Beauty: French is a beautiful, sexy language to listen to.
Beast: The school system is strict and regimental. I have friends who pulled their children out of primary school because it didn’t allow the children to develop their creativity and personalities. And if a child cannot keep up, he won’t get personalized attention.
Beauty: The school system is strict and regimental. I have friends who say French high school has been greatly beneficial for their children, improving the children’s behavior and their grades.
Beast: Sport. You can’t escape it. If sport is not your thing, you’ll have an adjustment to make.

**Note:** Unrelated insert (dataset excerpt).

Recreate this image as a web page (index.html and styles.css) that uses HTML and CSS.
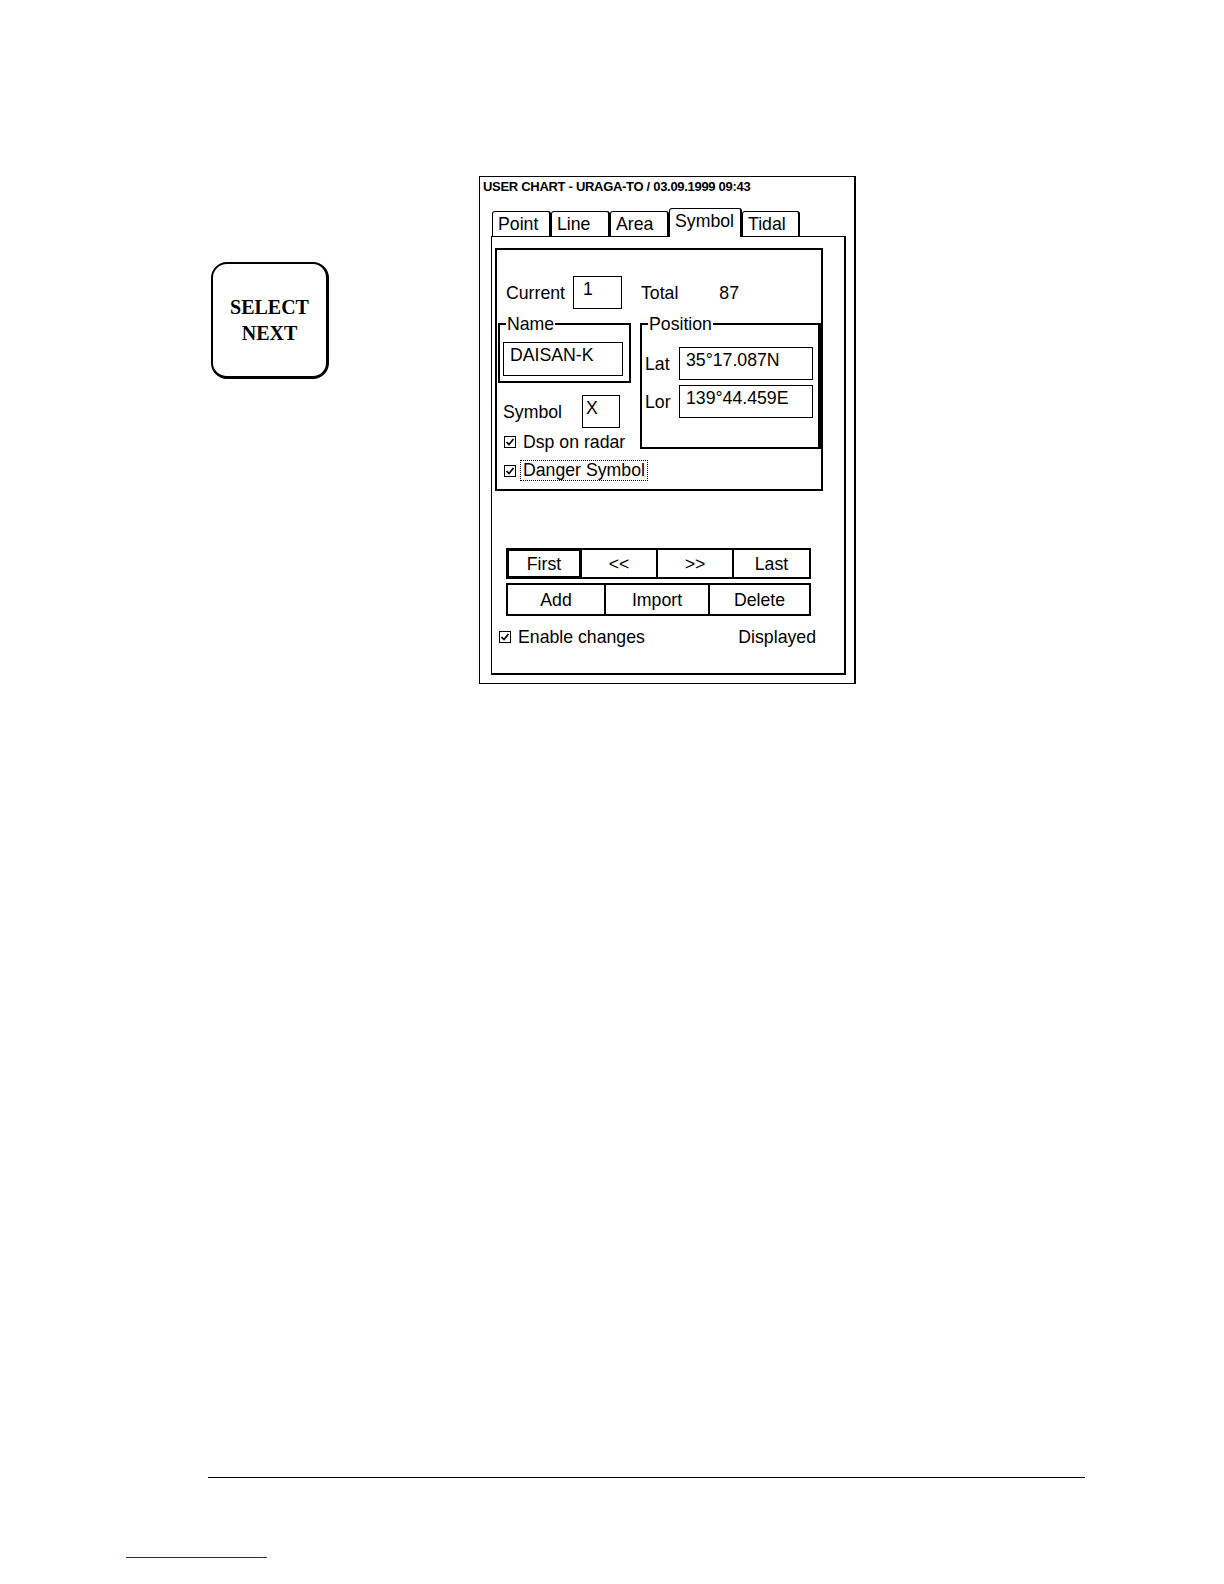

Remember, though, that, here in France, you don’t have to get hot and sweaty to participate; a sedate game of boules with the locals on a shady square qualifies you as a sportsman.
Beauty: If you are a sports enthusiast, France is a great place to be. Here’s a useful website to find sport clubs in just about every town in France.
Beast: French women are obsessed with their weight, and France has the highest percentage of underweight women among the countries of Western Europe. If you’re a woman, you’ll find it difficult to buy clothes if you wear anything bigger than a size 8. If you’re a man, you’ll find it difficult to find curvaceous women to date. (Or so I’m told.)
Beauty: French women have great figures. A recent report from France’s National Institute of Demographic Studies confirmed that French women are the slimmest (read, skinniest) in Western Europe.
Beast: Opening a bank account. Be prepared for the third degree. You will be asked a lot of questions about your financial situation. If you are uncertain where you stand vis-à-vis your tax, residency, etc., status, be careful.
Beauty: After a long and complicated bank manager meeting, I stepped out onto the town square, into the middle of the Farmer’s Market, bought some smelly cheese, a long crusty baguette, a bunch of home-grown Lily of the Valley, then sat to contemplate life as I sipped a café allongé.